Questo gioiello malefico e crudele (che sa essere anche struggente e sublime) è il punto intermedio tra quel capolavoro che è "Blackwater Park" e quella perla solitaria e desolata che è "Damnation" (con il quale avrebbe dovuto formare un doppio album). Questa è la sintesi, ma in realtà c'è molto di più da dire, perchè "Deliverance" rappresenta un nuovo passo nell'evoluzione stilistica della band guidata da quel genio a 360° di Mikael Åkerfeldt (chitarrista completo, cantante eccezionale, sia in growl che in clean, e ottimo songwriter). Evoluzione che, comunque, non conosce soste e ad ogni capitolo ci regala qualcosa di nuovo.
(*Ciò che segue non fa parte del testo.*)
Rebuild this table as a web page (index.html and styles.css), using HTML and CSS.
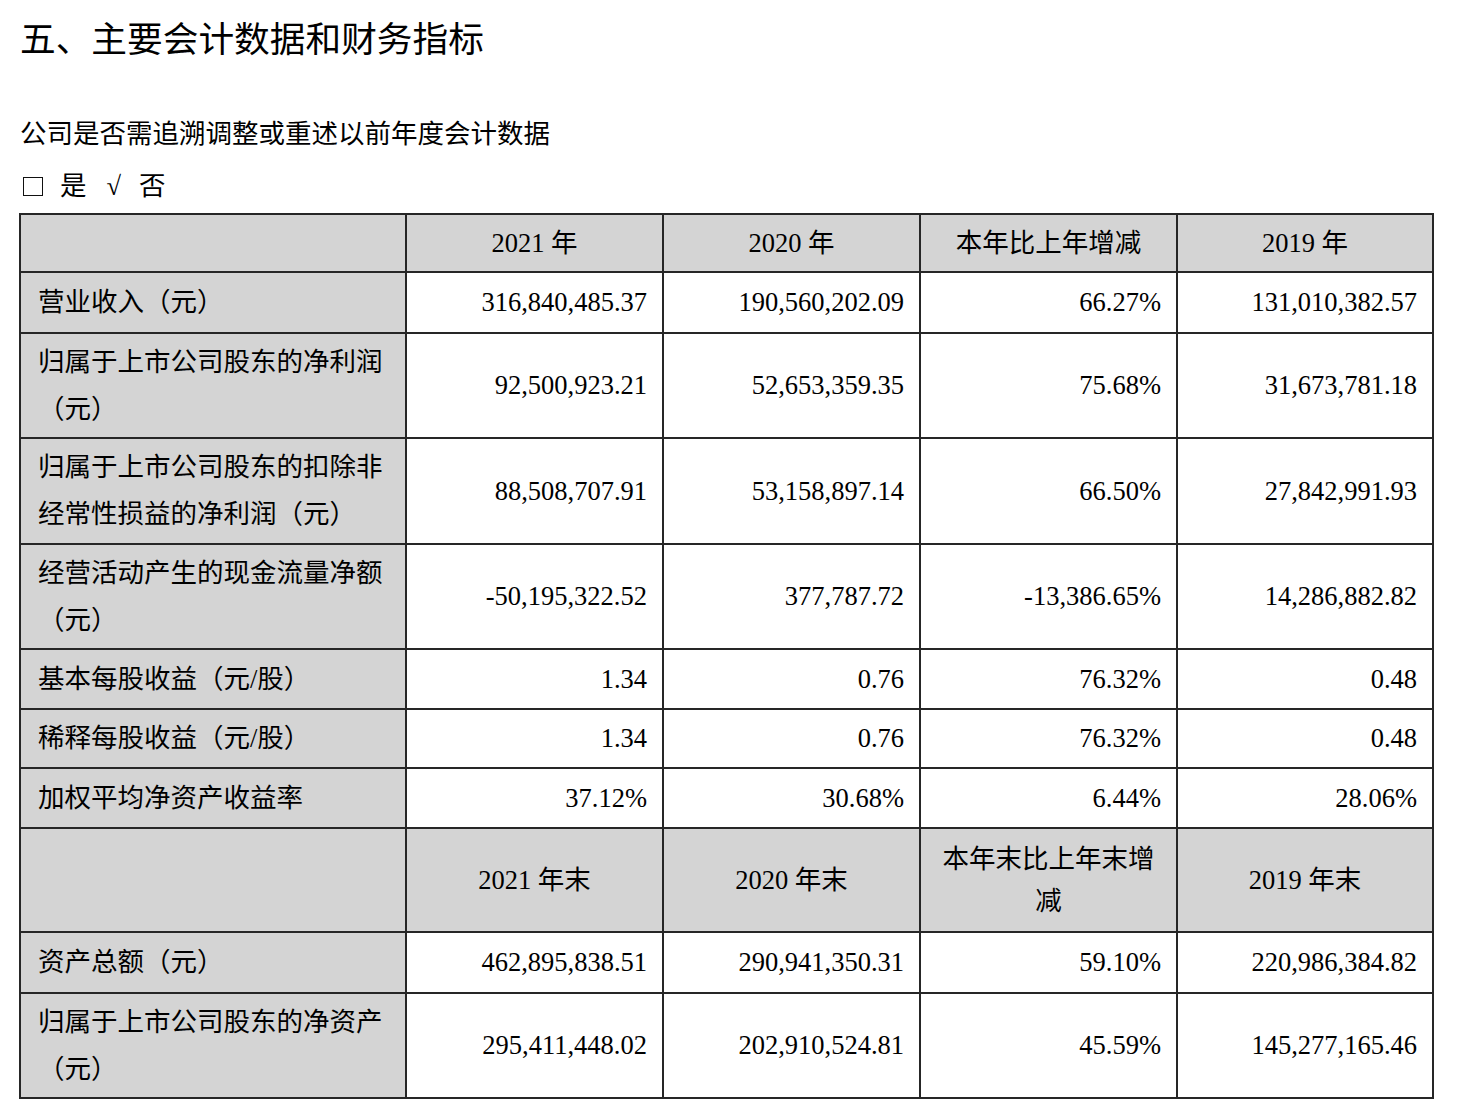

"Deliverance" è totalmente diverso da "Blackwater Park". Qui, il doppiocassaro Martin Lopez ci riporta a "Orchid" e "Morningrise". Åkerfeldt e Peter Lindgren riducono l'uso delle chitarre acustiche, introducendoci anche riffoni e influenze di Thrash Metal, senza risparmiarci assoli fulminanti e taglienti (presenti in maggioranza ripetto al precedente). Martin Mendez invece si dimostra (un'altra volta) un bassista di ottimo livello, usando una varietà incredibile di bass-lines e supportando le due chitarre, sia nelle dure e pesanti parti di Death Metal, sia negli arpeggi (pochi). Åkerfeldt è devastante nel suo growl (un demone nero uscito dalle tenebre per trascinarti nel profondo e doloroso baratro della morte) migliorato ancora, ma anche malinconico e fragile nel suo cantato pulito. E le tastiere? C'è da dire che gli Opeth per le tastiere usano dei sessionists (nel DVD "Lamentations" compare l'ottimo Per Wiberg per esempio). Non va poi dimenticato l'apporto del leader dei Porcupine Tree, Steven Wilson.

"Wreath" ci fa subito capire la sostanza del disco, un genocidio elettrico ad altissima tensione, senza soste e poche aperture melodiche. Undici minuti di sfuriate chitarristiche molto Thrash, doppia-cassa da antologia (non l'effetto elicottero di Dave Lombardo, ma quasi) e growl malvagio. "Deliverance" (Title-Track) è uno degli apici stilistici degli Opeth. Ancora più dilatata (13.36), la malvagità del cantato Death si amalgama perfettamente con la suadente voce di Åkerfeldt. Un susseguirsi di frustate violente, arpeggi incantati e assoli fulminanti. Il capolavoro nel (ennesimo) capolavoro degli Opeth. "A Fair Judgement" si distacca dalle precedenti. Un pianoforte distante e malinconico, che danza su gelide e oscure note, ci introduce ad un'altro capolavoro. Mikael canta melodico e struggente e un assolo eccezionale ci accompagna dopo entrambe le prime due strofe. Un break in arpeggio e un altro assolo dai ritmi lenti e ammalianti, seguito da un nuovo attacco elettrico e un altro assolo, poi la calma, e parte strumentale conclusiva (perdonatemi la lunghezza, ma andava descritta tutta). "For Absent Friends" è l'eccezione. Un flebile raggio di sole nel mezzo di una tempesta. Due minuti e poco di intrecci tra una chitarra solista e una arpeggiante. "Master's Apprentices": mai la musica degli Opeth era stata così malvagia. Una partenza in stile Black Metal seguita da una pausa riflessiva, tranquilla, dove trova spazio anche la voce in sottofondo di Steven Wilson. Finale devastante con il rinnovato e sempre più violento growl di Mikael. Mai gli Opeth erano stati così brutali. La conclusiva "By The Pain I See In Others" riassume tutto ciò che contiene il disco, concludendolo in grande stile. Splendida la presunta "Hidden Track" con la sola voce di Mikael avvolta da effetti elettronici.

"Deliverance" non è sicuramente un album di facile ascolto, ma per chi ama la sperimentazione e un Death Metal dedito ad influenze progressive, potrebbe essere una sicura e piacevole scoperta in campo musicale. Se comunque volete avvicinarvi a questa band, consiglio il precedente "Blackwater Park" e l'ultimo "Damnation" (disco ispirato al Prog-Rock anni '70 senza Death Metal e chitarre iper-violente). Album ineccepibile.